The other song is in act 5 scene 3 and is a dirge for Hero's supposed death. The dramatic irony surrounding the song casts its pathos in a wry light: the audience knows that Hero is not really dead and that the mourning rituals of the black clothes, the tapers, the scroll and the song are part of the plot to trick the men into believing that she is and so into repentance for their slanders. We are meant to assume that Claudio has followed Leonato's instructions and written both the poem and the song which precedes it himself:

"... if your love
Can labour aught in sad invention,
Hang her an epitaph upon her tomb
And sing it to her bones, sing it tonight." (5.1.274-77)

The song is therefore a penance for Claudio, almost like a Hail Mary after confession. He has already been absolved by Leonato and will ultimately be rewarded; the question is, as ever, whether he deserves this reward. It is not clear whether he sings the song himself or whether it is sung by a chorus or by Balthazar: Claudio asks the "music" to "sing its solemn hymn", though whether he accompanies it or not is ambiguous.

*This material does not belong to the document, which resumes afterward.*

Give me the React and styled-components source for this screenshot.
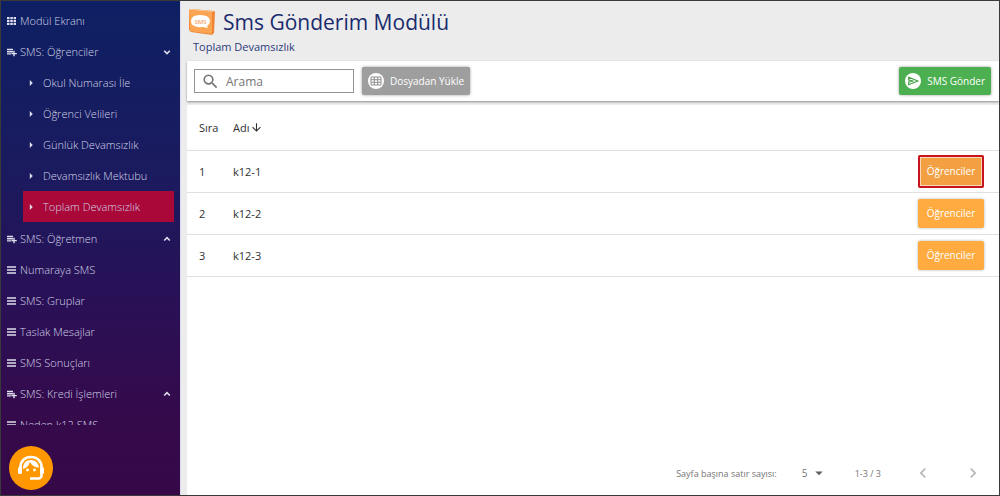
import React, { useState } from "react";
import styled, { createGlobalStyle } from "styled-components";
import {
  MdArrowDownward,
  MdArrowDropDown,
  MdArrowRight,
  MdChevronLeft,
  MdChevronRight,
  MdSearch,
} from "react-icons/md";

const GridIcon = () => (
  <svg width="11" height="12" viewBox="0 0 11 12" aria-hidden="true">
    <path
      d="M1 2h2.500v2.200H1zM4.300 2h2.500v2.200H4.300zM7.600 2h2.400v2.200H7.600zM1 4.900h2.500v2.200H1zM4.300 4.900h2.500v2.200H4.300zM7.600 4.900h2.400v2.200H7.600zM1 7.800h2.500V10H1zM4.300 7.800h2.500V10H4.300zM7.600 7.800h2.400V10H7.600z"
      fill="currentColor"
    />
  </svg>
);

const AddListIcon = () => (
  <svg width="11" height="12" viewBox="0 0 11 12" aria-hidden="true">
    <path
      d="M1 3.500h6M1 5.700h6M1 7.900h4M8 4.800v5.400M5.400 7.600h5.400"
      fill="none"
      stroke="currentColor"
      strokeWidth="1.400"
    />
  </svg>
);

const ListIcon = () => (
  <svg width="11" height="12" viewBox="0 0 11 12" aria-hidden="true">
    <path d="M1 3h9M1 6h9M1 9h9" fill="none" stroke="currentColor" strokeWidth="1.500" />
  </svg>
);

const Arrow = ({ open }) => (
  <svg width="8" height="8" viewBox="0 0 8 8" aria-hidden="true">
    <path
      d={open ? "M1.200 2.700 4 5.500 6.800 2.700" : "M1.200 5.500 4 2.700 6.800 5.500"}
      fill="none"
      stroke="currentColor"
      strokeWidth="1.600"
    />
  </svg>
);

const menu = [
  { title: "Modül Ekranı", icon: <GridIcon /> },
  {
    title: "SMS: Öğrenciler",
    icon: <AddListIcon />,
    open: true,
    items: [
      "Okul Numarası İle",
      "Öğrenci Velileri",
      "Günlük Devamsızlık",
      "Devamsızlık Mektubu",
      "Toplam Devamsızlık",
    ],
  },
  { title: "SMS: Öğretmen", icon: <AddListIcon />, open: false },
  { title: "Numaraya SMS", icon: <ListIcon /> },
  { title: "SMS: Gruplar", icon: <ListIcon /> },
  { title: "Taslak Mesajlar", icon: <ListIcon /> },
  { title: "SMS Sonuçları", icon: <ListIcon /> },
  { title: "SMS: Kredi İşlemleri", icon: <AddListIcon />, open: false },
  { title: "Neden k12 SMS", icon: <ListIcon /> },
];

const rows = [
  { id: 1, name: "k12-1" },
  { id: 2, name: "k12-2" },
  { id: 3, name: "k12-3" },
];

function SmsLogo() {
  return (
    <svg width="27" height="28" viewBox="0 0 27 28" aria-hidden="true">
      <path d="M1 2 3 1 26 3 27 4 26 25 24 27 3 24 1 22Z" fill="#f08436" />
      <path d="M1 2 24 4 24 26 2 23Z" fill="#fba552" />
      <path d="M1 2 3 1 26 3 24 4Z" fill="#fbc48d" />
      <path d="M3 13Q3 7 12 7Q22 7 22 13Q22 16 19 18L20 20 15 19Q3 20 3 13Z" fill="#fff" />
      <text
        x="12.500"
        y="15.500"
        textAnchor="middle"
        fontFamily="Open Sans, sans-serif"
        fontSize="6"
        fontWeight="600"
        fill="#f6a465"
      >
        SMS
      </text>
    </svg>
  );
}

function GridBadge() {
  return (
    <svg width="16" height="16" viewBox="0 0 16 16" aria-hidden="true">
      <circle cx="8" cy="8" r="8" fill="#fff" />
      <path
        d="M3 4h10v8H3zM3 6.700h10M3 9.300h10M6.300 4v8M9.700 4v8"
        fill="none"
        stroke="#8e8e8e"
      />
    </svg>
  );
}

function SendBadge() {
  return (
    <svg width="16" height="16" viewBox="0 0 16 16" aria-hidden="true">
      <circle cx="8" cy="8" r="8" fill="#fff" />
      <path
        d="M3.700 4.300 12.800 8 3.700 11.700V9L8.500 8 3.700 7Z"
        fill="none"
        stroke="#43a047"
        strokeWidth="1.200"
      />
    </svg>
  );
}

function SupportIcon() {
  return (
    <svg width="28" height="26" viewBox="0 0 28 26" aria-hidden="true">
      <path
        d="M3.500 13.500V12C3.500 6 8 2 14 2s10.500 4 10.500 10v8.500a3 3 0 0 1-3 3H13"
        fill="none"
        stroke="#fff"
        strokeWidth="2.600"
      />
      <rect x="1" y="12" width="4" height="7" rx="1.500" fill="#fff" />
      <rect x="23" y="12" width="4" height="7" rx="1.500" fill="#fff" />
      <path
        d="M6 14C6 8 9 5 14 5c4.500 0 7.500 3 8 7.500-4 0-7.500-2-9.200-5.500C12 10.500 9.500 13 6 14Z"
        fill="#fff"
      />
      <circle cx="10.500" cy="15" r="1.400" fill="#fff" />
      <circle cx="17.500" cy="15" r="1.400" fill="#fff" />
    </svg>
  );
}

function Sidebar() {
  const [active, setActive] = useState("Toplam Devamsızlık");
  return (
    <Side>
      <Nav>
        {menu.map((m) => (
          <React.Fragment key={m.title}>
            <NavLink href="#">
              {m.icon}
              <Grow>{m.title}</Grow>
              {m.open !== undefined && <Arrow open={m.open} />}
            </NavLink>
            {m.items && (
              <SubMenu>
                {m.items.map((s) => (
                  <SubLink
                    key={s}
                    href="#"
                    $active={s === active}
                    onClick={() => setActive(s)}
                  >
                    <MdArrowRight />
                    {s}
                  </SubLink>
                ))}
              </SubMenu>
            )}
          </React.Fragment>
        ))}
      </Nav>
      <SideFooter>
        <Support aria-label="Destek">
          <SupportIcon />
        </Support>
      </SideFooter>
    </Side>
  );
}

function App() {
  return (
    <Page>
      <Global />
      <Sidebar />
      <Main>
        <Header>
          <TitleRow>
            <SmsLogo />
            <Title>Sms Gönderim Modülü</Title>
          </TitleRow>
          <SubTitle>Toplam Devamsızlık</SubTitle>
        </Header>
        <Toolbar>
          <SearchBox>
            <MdSearch />
            <input type="text" placeholder="Arama" aria-label="Arama" />
          </SearchBox>
          <Button $color="#9e9e9e">
            <GridBadge />
            Dosyadan Yükle
          </Button>
          <Spacer />
          <Button $color="#4caf50">
            <SendBadge />
            SMS Gönder
          </Button>
        </Toolbar>
        <Card>
          <Table>
            <thead>
              <tr>
                <NumberHead>Sıra</NumberHead>
                <th>
                  <Sort>
                    Adı
                    <MdArrowDownward />
                  </Sort>
                </th>
                <th aria-label="İşlem" />
              </tr>
            </thead>
            <tbody>
              {rows.map((r, i) => (
                <tr key={r.id}>
                  <td>{r.id}</td>
                  <td>{r.name}</td>
                  <ActionCell>
                    <RowButton $marked={i === 0}>Öğrenciler</RowButton>
                  </ActionCell>
                </tr>
              ))}
            </tbody>
          </Table>
          <Pager>
            <label htmlFor="size">Sayfa başına satır sayısı:</label>
            <SizeSelect>
              <select id="size" defaultValue="5">
                <option>5</option>
                <option>10</option>
                <option>25</option>
              </select>
              <MdArrowDropDown />
            </SizeSelect>
            <Range>1-3 / 3</Range>
            <PageButton disabled aria-label="Önceki">
              <MdChevronLeft />
            </PageButton>
            <PageButton disabled aria-label="Sonraki">
              <MdChevronRight />
            </PageButton>
          </Pager>
        </Card>
      </Main>
    </Page>
  );
}

const Global = createGlobalStyle`
  * {
    box-sizing: border-box;
  }
  body {
    margin: 0;
    font-family: "Open Sans", "Noto Sans", sans-serif;
    font-size: 11px;
  }
  button, input, select {
    font-family: inherit;
  }
`;
const Page = styled.div`
  display: flex;
  height: 100vh;
  border: 1px solid #3a3a3a;
  background: #ececec;
`;
const Side = styled.aside`
  display: flex;
  flex-direction: column;
  flex: 0 0 179px;
  background: linear-gradient(#0d2063, #1b1a5e 35%, #2c0f55 65%, #350a4b 85%, #360848);
`;
const Nav = styled.nav`
  flex: 1;
  min-height: 0;
  overflow: hidden;
  padding-top: 4px;
`;
const NavLink = styled.a`
  display: flex;
  align-items: center;
  gap: 3px;
  height: 31px;
  padding: 0 9px 0 5px;
  color: #d2d2e6;
  font-weight: 300;
  text-decoration: none;
  svg {
    color: #dedeec;
  }
`;
const Grow = styled.span`
  flex: 1;
`;
const SubMenu = styled.div`
  padding: 0 6px 1px 22px;
`;
const SubLink = styled(NavLink)`
  gap: 5px;
  padding: 0 0 0 1px;
  background: ${(props) => (props.$active ? "#a90839" : "transparent")};
  svg {
    font-size: 14px;
  }
`;
const SideFooter = styled.div`
  height: 70px;
  padding: 21px 8px 0;
`;
const Support = styled.button`
  display: flex;
  align-items: center;
  justify-content: center;
  width: 44px;
  height: 44px;
  padding: 0;
  border: 0;
  border-radius: 50%;
  background: #ff9800;
`;
const Main = styled.main`
  display: flex;
  flex-direction: column;
  flex: 1;
  min-width: 0;
  gap: 4px;
  padding-left: 6px;
  border-left: 1px solid #dcdcf0;
`;
const Header = styled.header`
  height: 56px;
  padding: 6px 0 0 1px;
`;
const TitleRow = styled.div`
  display: flex;
  align-items: center;
  gap: 8px;
  height: 29px;
`;
const Title = styled.h1`
  margin: 0;
  color: #1a2a6c;
  font-size: 21px;
  font-weight: 400;
`;
const SubTitle = styled.div`
  padding-left: 5px;
  color: #2c3a7c;
  line-height: 22px;
`;
const Toolbar = styled.section`
  display: flex;
  align-items: center;
  gap: 8px;
  height: 40px;
  padding: 0 8px 0 7px;
  background: #fff;
  box-shadow: 0 1px 2px rgba(0, 0, 0, 0.4);
`;
const SearchBox = styled.div`
  display: flex;
  align-items: center;
  width: 160px;
  height: 24px;
  padding: 0 6px;
  border: 1px solid #949494;
  svg {
    flex: none;
    color: #757575;
    font-size: 19px;
  }
  input {
    width: 100%;
    min-width: 0;
    padding: 0 0 0 6px;
    border: 0;
    outline: 0;
    background: none;
    font-size: 12px;
  }
  input::placeholder {
    color: #757575;
  }
`;
const Button = styled.button`
  display: flex;
  align-items: center;
  gap: 6px;
  height: 28px;
  padding: 0 6px;
  border: 0;
  border-radius: 2px;
  background: ${(props) => props.$color};
  box-shadow: 0 0 3px rgba(0, 0, 0, 0.4);
  color: #fff;
  font-size: 10px;
  white-space: nowrap;
`;
const Spacer = styled.div`
  flex: 1;
`;
const Card = styled.section`
  display: flex;
  flex-direction: column;
  flex: 1;
  background: #fff;
`;
const Table = styled.table`
  width: 100%;
  border-collapse: collapse;
  color: #303030;
  tr {
    height: 42px;
    border-bottom: 1px solid #e0e0e0;
  }
  thead tr {
    height: 45px;
  }
  th,
  td {
    padding: 0 0 0 12px;
    font-weight: 400;
    text-align: left;
  }
`;
const NumberHead = styled.th`
  width: 34px;
`;
const Sort = styled.span`
  display: flex;
  align-items: center;
  gap: 1px;
  svg {
    font-size: 13px;
  }
`;
const ActionCell = styled.td`
  && {
    padding-right: 15px;
    text-align: right;
  }
`;
const RowButton = styled.button`
  width: 66px;
  height: ${(props) => (props.$marked ? "33px" : "29px")};
  padding: 0;
  border: 0;
  border-radius: 2px;
  background: ${(props) => (props.$marked ? "#f3a043" : "#ffab40")};
  box-shadow: ${(props) =>
    props.$marked
      ? "inset 0 0 0 2px #c8141e, inset 0 0 0 3px #f9d9b8"
      : "0 0 3px rgba(0, 0, 0, 0.3)"};
  color: #fff;
  font-size: 10px;
`;
const Pager = styled.footer`
  display: flex;
  align-items: center;
  height: 44px;
  margin-top: auto;
  padding-right: 16px;
  justify-content: flex-end;
  color: #757575;
  font-size: 9px;
`;
const SizeSelect = styled.div`
  display: flex;
  align-items: center;
  margin-left: 25px;
  select {
    width: 8px;
    padding: 0;
    border: 0;
    appearance: none;
    background: none;
    color: inherit;
    font-size: 10px;
  }
  svg {
    color: #606060;
    font-size: 18px;
  }
`;
const Range = styled.span`
  margin: 0 32px 0 27px;
`;
const PageButton = styled.button`
  display: flex;
  padding: 0;
  border: 0;
  background: none;
  color: #b5b5b5;
  font-size: 20px;
  & + & {
    margin-left: 30px;
  }
`;

export default App;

The song is addressed to the goddess of the night. This probably refers to Diana, who, being a moon goddess, is associated with the night and of course with chastity, which would explain her appearance here. Claudio invokes Diana to reinforce Hero's innocence. Hero, in the next line, is Diana's "virgin knight": Shakespeare suggests in this image that virginity is a form of self-protection: a virgin knight would be armed against all assaults on her chastity. By remaining chaste girls in the Renaissance fulfilled a social expectation and so made themselves immune from criticism or slander; furthermore, they protected themselves from the potential risk and pain of sexual involvement outside marriage. Shakespeare, of course, explodes this in Much Ado About Nothing - Hero's chastity is no protection against slander - but he makes Claudio sing an epitaph whose imagery is rooted in the same values that caused Hero's disgrace.